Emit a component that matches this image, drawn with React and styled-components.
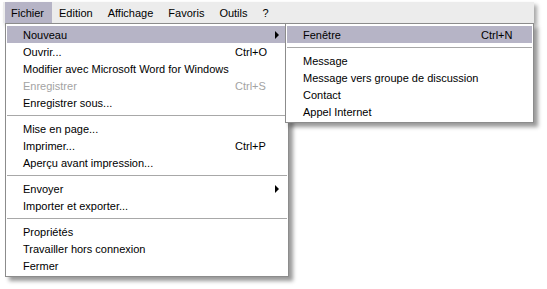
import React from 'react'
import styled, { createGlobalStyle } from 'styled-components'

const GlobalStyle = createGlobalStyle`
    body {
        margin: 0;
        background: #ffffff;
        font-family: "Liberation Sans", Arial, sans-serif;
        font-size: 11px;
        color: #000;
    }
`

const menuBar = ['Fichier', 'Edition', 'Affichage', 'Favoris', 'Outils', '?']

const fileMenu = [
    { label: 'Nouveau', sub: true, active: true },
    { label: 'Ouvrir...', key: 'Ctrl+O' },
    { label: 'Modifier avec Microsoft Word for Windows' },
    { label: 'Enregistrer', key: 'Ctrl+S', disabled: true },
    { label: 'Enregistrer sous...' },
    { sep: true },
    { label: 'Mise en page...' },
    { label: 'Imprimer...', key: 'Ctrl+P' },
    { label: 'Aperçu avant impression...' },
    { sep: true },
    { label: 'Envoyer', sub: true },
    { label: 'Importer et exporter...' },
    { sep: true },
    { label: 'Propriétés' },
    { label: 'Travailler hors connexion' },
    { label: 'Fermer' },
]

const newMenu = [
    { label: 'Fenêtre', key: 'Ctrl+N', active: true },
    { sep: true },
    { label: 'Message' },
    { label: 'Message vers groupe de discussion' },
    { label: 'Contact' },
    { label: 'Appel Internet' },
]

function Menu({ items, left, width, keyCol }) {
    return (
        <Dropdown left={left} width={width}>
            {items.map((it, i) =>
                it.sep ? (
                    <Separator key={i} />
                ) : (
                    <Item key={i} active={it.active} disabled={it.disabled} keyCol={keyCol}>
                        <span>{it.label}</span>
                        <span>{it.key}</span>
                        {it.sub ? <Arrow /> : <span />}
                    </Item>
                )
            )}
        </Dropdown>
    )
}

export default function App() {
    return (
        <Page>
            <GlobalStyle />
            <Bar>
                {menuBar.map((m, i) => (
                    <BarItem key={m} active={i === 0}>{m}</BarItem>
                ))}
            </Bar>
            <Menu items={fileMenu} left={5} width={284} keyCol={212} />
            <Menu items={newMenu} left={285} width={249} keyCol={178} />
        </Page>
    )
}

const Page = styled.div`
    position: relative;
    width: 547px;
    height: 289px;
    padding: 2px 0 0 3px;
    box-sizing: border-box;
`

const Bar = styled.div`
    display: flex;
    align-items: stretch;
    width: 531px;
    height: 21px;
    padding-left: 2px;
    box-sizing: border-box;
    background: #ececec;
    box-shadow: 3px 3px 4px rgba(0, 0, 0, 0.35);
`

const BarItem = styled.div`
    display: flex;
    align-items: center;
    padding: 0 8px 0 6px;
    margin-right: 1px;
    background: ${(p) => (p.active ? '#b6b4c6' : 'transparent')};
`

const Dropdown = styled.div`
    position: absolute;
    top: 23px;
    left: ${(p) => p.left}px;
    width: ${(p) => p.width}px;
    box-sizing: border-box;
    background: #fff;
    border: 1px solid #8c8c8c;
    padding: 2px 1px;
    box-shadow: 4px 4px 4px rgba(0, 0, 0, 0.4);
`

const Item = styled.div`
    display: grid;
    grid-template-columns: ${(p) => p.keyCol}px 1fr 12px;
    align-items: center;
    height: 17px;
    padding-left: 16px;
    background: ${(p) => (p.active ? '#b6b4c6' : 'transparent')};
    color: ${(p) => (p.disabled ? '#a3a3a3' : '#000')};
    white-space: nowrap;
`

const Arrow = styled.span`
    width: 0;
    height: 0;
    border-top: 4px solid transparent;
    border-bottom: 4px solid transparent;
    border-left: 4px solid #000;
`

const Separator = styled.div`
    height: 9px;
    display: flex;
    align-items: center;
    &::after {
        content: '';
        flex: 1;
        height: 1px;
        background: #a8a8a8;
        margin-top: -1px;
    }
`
....................
[Stated goal]
Starting at the top of the listing above, please restate word for word each line up to and including the one that holds "['Fichier', 'Edition', 'Affichage', 'Favoris', 'Outils', '?']", omitting every image.

[Final answer]
Emit a component that matches this image, drawn with React and styled-components.
import React from 'react'
import styled, { createGlobalStyle } from 'styled-components'

const GlobalStyle = createGlobalStyle`
    body {
        margin: 0;
        background: #ffffff;
        font-family: "Liberation Sans", Arial, sans-serif;
        font-size: 11px;
        color: #000;
    }
`

const menuBar = ['Fichier', 'Edition', 'Affichage', 'Favoris', 'Outils', '?']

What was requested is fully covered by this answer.